Le résultat de ces événements ne tarda pas à se manifester : la Prusse s’arrête dans sa prise de possession du Hanovre, l’Autriche essaye de tourner le traité de Lunéville en demandant encore la Toscane, Kolytchef pousse à la rupture avec la France, tandis qu’à Saint-Pétersbourg on « redevient anglais ».

Alexandre Ier avait demandé et obtenu le retrait de la flotte de Nelson. En réponse, il s’empressa de lever l’embargo mis sur les navires anglais, puis reconnut aux Anglais le droit de visite sur les navires commerçants battant pavillon russe. La Suède et le Danemark suivent la Russie (accord du 17 juin 1801). La Prusse, à son tour, est invitée à entrer dans la convention nouvelle (24 juin 1801). La ligue des neutres n’existait plus : elle était retournée.

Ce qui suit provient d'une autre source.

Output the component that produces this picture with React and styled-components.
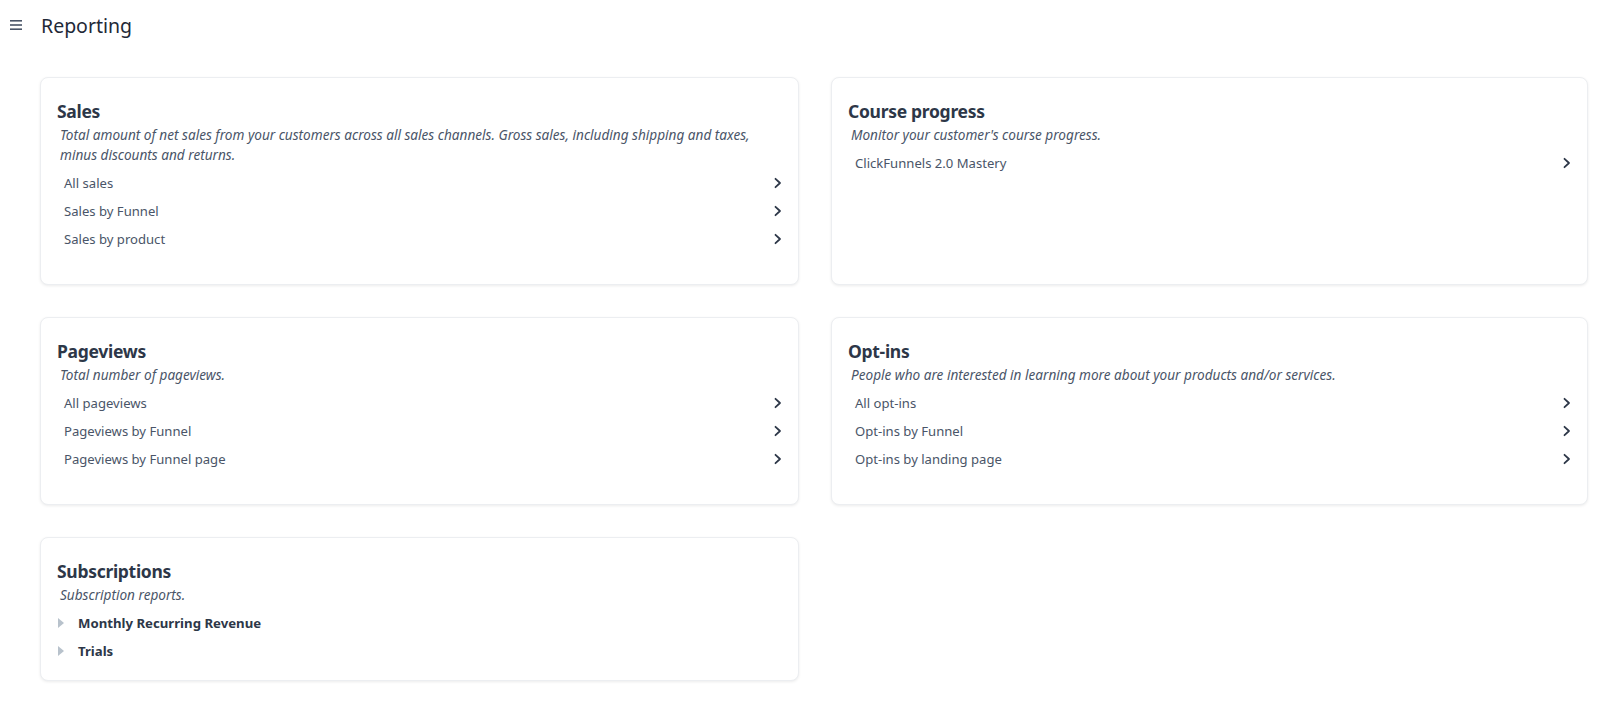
import React from 'react';
import styled, { createGlobalStyle } from 'styled-components';

const GlobalStyle = createGlobalStyle`
  body {
    margin: 0;
    background: #ffffff;
    font-family: "Noto Sans", "Open Sans", sans-serif;
    color: #2d3748;
  }
`;

const Page = styled.div`
  display: flex;
  flex-flow: column;
`;

const Header = styled.header`
  display: flex;
  align-items: center;
  gap: 19px;
  height: 50px;
  padding-left: 10px;
`;

const MenuButton = styled.button`
  display: flex;
  padding: 0;
  border: none;
  background: transparent;
  color: #4a5568;
  cursor: pointer;
`;

const PageTitle = styled.h1`
  margin: 0;
  font-size: 19.5px;
  font-weight: 400;
  color: #1f2937;
`;

const Grid = styled.div`
  display: grid;
  grid-template-columns: 759px 757px;
  gap: 32px;
  padding: 27px 24px 24px 40px;
  align-items: stretch;
`;

const Card = styled.section`
  display: flex;
  flex-flow: column;
  padding: 21px 16px 15px;
  background: #fff;
  border: 1px solid #eceef1;
  border-radius: 8px;
  box-shadow: 0 1px 3px rgba(0, 0, 0, 0.08);
`;

const Title = styled.h2`
  margin: 0;
  font-size: 17.5px;
  line-height: 24px;
  font-weight: 700;
  letter-spacing: -0.3px;
  color: #2d3748;
`;

const Description = styled.p`
  margin: 2px 0 4px 3px;
  padding-right: 10px;
  font-size: 13.6px;
  line-height: 20px;
  font-style: italic;
  color: #4a5568;
`;

const List = styled.ul`
  list-style: none;
  margin: 0 0 ${props => (props.$spaced ? '16px' : '0')};
  padding: 0;
`;

const LinkRow = styled.li`
  display: flex;
  align-items: center;
  justify-content: space-between;
  height: 28px;
  padding-left: 7px;
  font-size: 13.1px;
  color: #4a5568;
  cursor: pointer;
`;

const ToggleRow = styled.li`
  display: flex;
  align-items: center;
  gap: 14px;
  height: 28px;
  padding-left: 1px;
  font-size: 13.2px;
  font-weight: 700;
  color: #2d3748;
  cursor: pointer;
`;

function Chevron() {
  return (
    <svg width="8" height="12" viewBox="0 0 8 12" fill="none">
      <polyline points="1.5,1.8 6,6 1.5,10.2" stroke="#2d3748" strokeWidth="1.8" strokeLinecap="round" strokeLinejoin="round" />
    </svg>
  );
}

function Caret() {
  return (
    <svg width="6" height="10" viewBox="0 0 6 10">
      <polygon points="0,0 6,5 0,10" fill="#b8c2cc" />
    </svg>
  );
}

function Hamburger() {
  return (
    <svg width="12" height="12" viewBox="0 0 12 12">
      <rect x="0" y="1" width="12" height="1.6" fill="currentColor" />
      <rect x="0" y="5.2" width="12" height="1.6" fill="currentColor" />
      <rect x="0" y="9.4" width="12" height="1.6" fill="currentColor" />
    </svg>
  );
}

const reports = [
  {
    title: 'Sales',
    desc: 'Total amount of net sales from your customers across all sales channels. Gross sales, including shipping and taxes, minus discounts and returns.',
    links: ['All sales', 'Sales by Funnel', 'Sales by product'],
  },
  {
    title: 'Course progress',
    desc: "Monitor your customer's course progress.",
    links: ['ClickFunnels 2.0 Mastery'],
  },
  {
    title: 'Pageviews',
    desc: 'Total number of pageviews.',
    links: ['All pageviews', 'Pageviews by Funnel', 'Pageviews by Funnel page'],
  },
  {
    title: 'Opt-ins',
    desc: 'People who are interested in learning more about your products and/or services.',
    links: ['All opt-ins', 'Opt-ins by Funnel', 'Opt-ins by landing page'],
  },
];

function ReportCard({ title, desc, links }) {
  return (
    <Card>
      <Title>{title}</Title>
      <Description>{desc}</Description>
      <List $spaced>
        {links.map(link => (
          <LinkRow key={link}>
            {link}
            <Chevron />
          </LinkRow>
        ))}
      </List>
    </Card>
  );
}

export default function App() {
  return (
    <Page>
      <GlobalStyle />
      <Header>
        <MenuButton><Hamburger /></MenuButton>
        <PageTitle>Reporting</PageTitle>
      </Header>
      <Grid>
        {reports.map(r => <ReportCard key={r.title} {...r} />)}
        <Card>
          <Title>Subscriptions</Title>
          <Description>Subscription reports.</Description>
          <List>
            <ToggleRow><Caret />Monthly Recurring Revenue</ToggleRow>
            <ToggleRow><Caret />Trials</ToggleRow>
          </List>
        </Card>
      </Grid>
    </Page>
  );
}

Dans ces conditions et au milieu de tant d’événements contraires, Bonaparte demande à l’Angleterre de faire la paix. Mais, par un raisonnement qui lui paraît juste, le gouvernement anglais suppose que le premier consul est aux abois. Les Anglais, au contraire, reçoivent précisément alors d’excellentes nouvelles d’Égypte ; c’est l’instant de l’attaque décisive, Menou va succomber.